For Teresa Green, who turned her response into this 2016 guest post, what was most striking wasn’t just the anger itself, it was “the fact that they boldly express it with no qualms about the male egos or female delusions they tread on”. Other students have been equally struck by this lack of inhibition. Even if today’s feminists feel the same rage, they seem wary of expressing it in the same unapologetic way.

But as I write this (in autumn 2018), women’s rage seems to be having a moment, with two new feminist books on the subject appearing in the space of a few weeks. Soraya Chemaly’s Rage Becomes Her was published this month; Rebecca Traister’s Good and Mad: The Revolutionary Power of Women’s Anger will be out in early October. As yet I haven’t read either, but to judge from the publicity and the excerpts the authors have published, they are both calling for women to embrace their anger as a source of power. Chemaly is particularly critical of the way patriarchal cultures deny women the right to be angry, telling them that anger is ‘unfeminine’ and therefore shameful; Traister emphasizes the political as well as personal significance of women’s anger, which she regards as one of the driving forces behind ‘every major social and political movement that has shaped this nation [i.e., the USA]’.

Yet as she also says–proving Chemaly’s central point–the anger that has driven women to take radical political action during the last 200 years, whether as abolitionists, feminists, civil rights activists or labour union organizers, has often been airbrushed out of the picture, either conveniently forgotten or else transformed into something we find more palatable. As an illustration she quotes Angela Davis’s point about Rosa Parks (recorded in Pratibha Parmar’s aptly-titled 1991 documentary A Place of Rage): now often remembered as that nice, respectable Black lady who refused to go to the back of the bus because she was tired, Parks was actually an experienced, canny and courageous political activist. She channelled her anger about racism (and sexual violence) into a lifetime of organized resistance.

Here in Britain, where we’re currently commemorating the centenary of (some) women’s right to vote, it’s clear that a lot of people either don’t know or would rather not acknowledge the anger of the militant suffragettes and their willingness to commit acts of violence that would now be regarded as terrorism. They didn’t just vandalise property, they also carried out attacks in which people were injured and could have been killed. Many other feminists and supporters of women’s rights (including some within the suffragettes’ own organisation, the WSPU) were strongly opposed to these tactics: as they saw it, such extreme displays of anger and violence did the cause more harm than good.
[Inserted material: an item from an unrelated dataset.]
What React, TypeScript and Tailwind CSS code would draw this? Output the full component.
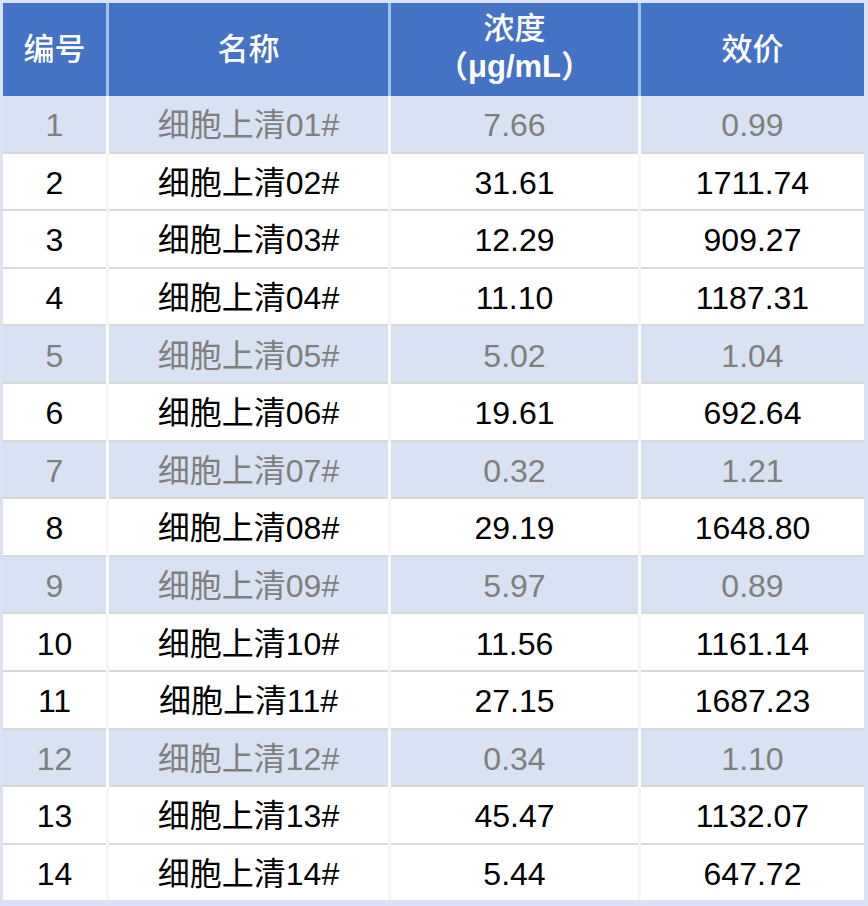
import React from 'react';

type Row = { id: number; name: string; conc: string; titer: string; low: boolean };

const rows: Row[] = [
  { id: 1, name: '细胞上清01#', conc: '7.66', titer: '0.99', low: true },
  { id: 2, name: '细胞上清02#', conc: '31.61', titer: '1711.74', low: false },
  { id: 3, name: '细胞上清03#', conc: '12.29', titer: '909.27', low: false },
  { id: 4, name: '细胞上清04#', conc: '11.10', titer: '1187.31', low: false },
  { id: 5, name: '细胞上清05#', conc: '5.02', titer: '1.04', low: true },
  { id: 6, name: '细胞上清06#', conc: '19.61', titer: '692.64', low: false },
  { id: 7, name: '细胞上清07#', conc: '0.32', titer: '1.21', low: true },
  { id: 8, name: '细胞上清08#', conc: '29.19', titer: '1648.80', low: false },
  { id: 9, name: '细胞上清09#', conc: '5.97', titer: '0.89', low: true },
  { id: 10, name: '细胞上清10#', conc: '11.56', titer: '1161.14', low: false },
  { id: 11, name: '细胞上清11#', conc: '27.15', titer: '1687.23', low: false },
  { id: 12, name: '细胞上清12#', conc: '0.34', titer: '1.10', low: true },
  { id: 13, name: '细胞上清13#', conc: '45.47', titer: '1132.07', low: false },
  { id: 14, name: '细胞上清14#', conc: '5.44', titer: '647.72', low: false },
];

const cols = 'grid grid-cols-[103px_279px_247px_223px] gap-x-[3px]';

export default function App() {
  return (
    <div
      className="w-[868px] h-[906px] bg-[#dae3f3] pt-[3px] pl-[3px] pr-[4px] pb-[6px]"
      style={{ fontFamily: '"Liberation Sans", "Noto Sans CJK SC", sans-serif' }}
    >
      {/* header */}
      <div className={`${cols} bg-[#a4c3e8] h-[93px] text-white text-[31px] leading-[38px] font-medium`}>
        <div className="bg-[#4472c4] flex items-center justify-center">编号</div>
        <div className="bg-[#4472c4] flex items-center justify-center">名称</div>
        <div className="bg-[#4472c4] flex flex-col items-center justify-center pb-[4px]">
          <span>浓度</span>
          <span className="font-bold">（μg/mL）</span>
        </div>
        <div className="bg-[#4472c4] flex items-center justify-center">效价</div>
      </div>

      {rows.map((r, i) => {
        const last = i === rows.length - 1;
        const cell = r.low
          ? 'bg-[#d9e2f3] text-[#7f7f7f]'
          : 'bg-white text-black';
        const border = last ? '' : 'border-b-[2.6px] border-[#d9d9d9]';
        return (
          <div
            key={r.id}
            className={`${cols} ${r.low ? 'bg-white' : 'bg-[#f3f7fc]'} ${last ? 'h-[55px]' : 'h-[57.6px]'} text-[32px]`}
          >
            {[String(r.id), r.name, r.conc, r.titer].map((t, j) => (
              <div key={j} className={`${cell} ${border} flex items-center justify-center pt-[3px]`}>
                {t}
              </div>
            ))}
          </div>
        );
      })}
    </div>
  );
}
These divisions re-emerged in the new feminist movements of the 1960s and 70s. In Britain as in the US, overt expressions of anger had been a feature of second wave rhetoric right from the start:PA-1508875 one of the earliest high-profile actions, the disruption of the Miss World beauty contest in London in 1970, featured leaflets and placards proclaiming ‘we’re not beautiful we’re not ugly we’re angry’. But more ‘extreme’ and non-rhetorical expressions of anger prompted disagreement and sometimes conflict.

I remember this kind of conflict vividly from my own experiences of British feminist politics in the late 1970s and early 80s. These were the years when women across the north of England (where I grew up and was still located at the time) lived in fear of a serial murderer of women known as ‘the Yorkshire Ripper’ (he would eventually be identified as Peter Sutcliffe). Many of us were enraged, not only by the acts of the killer himself, but also by the way he was treated as a folk-hero in popular culture (‘Ripper 11, police 0’, chanted football crowds), and by the response of the police–their failure to apprehend Sutcliffe (though it would later transpire they had interviewed him on numerous occasions), their undisguised contempt for the prostitutes who were his first known victims, and their advice to women to stay safe by staying off the streets unless accompanied by men. IMG_1945-1024x922

Anger about this was undoubtedly one driving force behind a new wave of activism against male violence: the first UK Reclaim the Night march took place in 1977, and the campaigning organization WAVAW (Women Against Violence Against Women) was set up in 1980. On demonstrations and other protests, we often carried placards bearing the slogan ‘women are angry’.

The same slogan sometimes appeared in large, spray-painted letters on buildings and billboards in British cities. The activists thought to be responsible were a shadowy group whose collective nom de guerre was ‘Angry Women’. They specialised in clandestine and illegal actions which ranged from defacing public buildings to firebombing sex shops. (Some of them discuss their involvement in these activities in Angry Wimmin, an informative if occasionally patronising BBC documentary about British feminism which was first broadcast in 2006.)  These tactics were not universally applauded: as the documentary makes clear, mainstream liberal, socialist and even some radical feminists considered the anger of the Angry Women, and the revolutionary feminist current they were associated with, to be excessive and politically divisive.

Looking back on this history, I find it difficult to see women’s anger as unequivocally A Good Thing (though that may not be what Chemaly and Traister are suggesting–as I said earlier, I haven’t yet read their books, only the publicity for them and a couple of selected extracts). I remember it more as a double-edged sword, both a positive force–something that made us more determined and less fearful than we would have been otherwise–and at the same time a negative one–something we couldn’t always control and too often turned against one another. One problem with being trained from childhood to deny your anger is that once you allow yourself to feel it, it can be hard to switch it off. That didn’t always feel good, let alone (as we didn’t say in those days) ’empowering’.

So, what’s put women’s anger back in the spotlight? I’m guessing that these new books were commissioned at a time when feminist rage was suddenly more overt and more publicly visible than it had been for many years–the moment of #metoo, when women were indeed ‘good and mad’, and when their mass outpourings of anger seemed to be achieving real results. But the books are being published at a different stage in the process: the anger hasn’t dissipated, but we are discovering the limitations of this recent wave of protest. Some of the high-profile harassers who were forced to quit their positions in disgrace are now being welcomed back; President Pussy-Grabber still has the support of his party, and his nomination of an alleged rapist to the Supreme Court has led to the same kind of situation we saw nearly 30 years ago when Clarence Thomas was confirmed despite Anita Hill’s testimony that he had sexually harassed her. It’s like a feminist version of Groundhog Day: in your darker moments you might well wonder if getting angry really changes anything.

RTN-Still-AngryBut I think Rebecca Traister is right: to answer that question we have to take the long view. Change doesn’t come quickly, and the same or very similar battles often have to be fought more than once. Without anger, women wouldn’t go on fighting year after year and wave after wave. But its political value will ultimately depend on what we’re able to do with our rage. It’s no good getting mad if you don’t also have a plan to get even.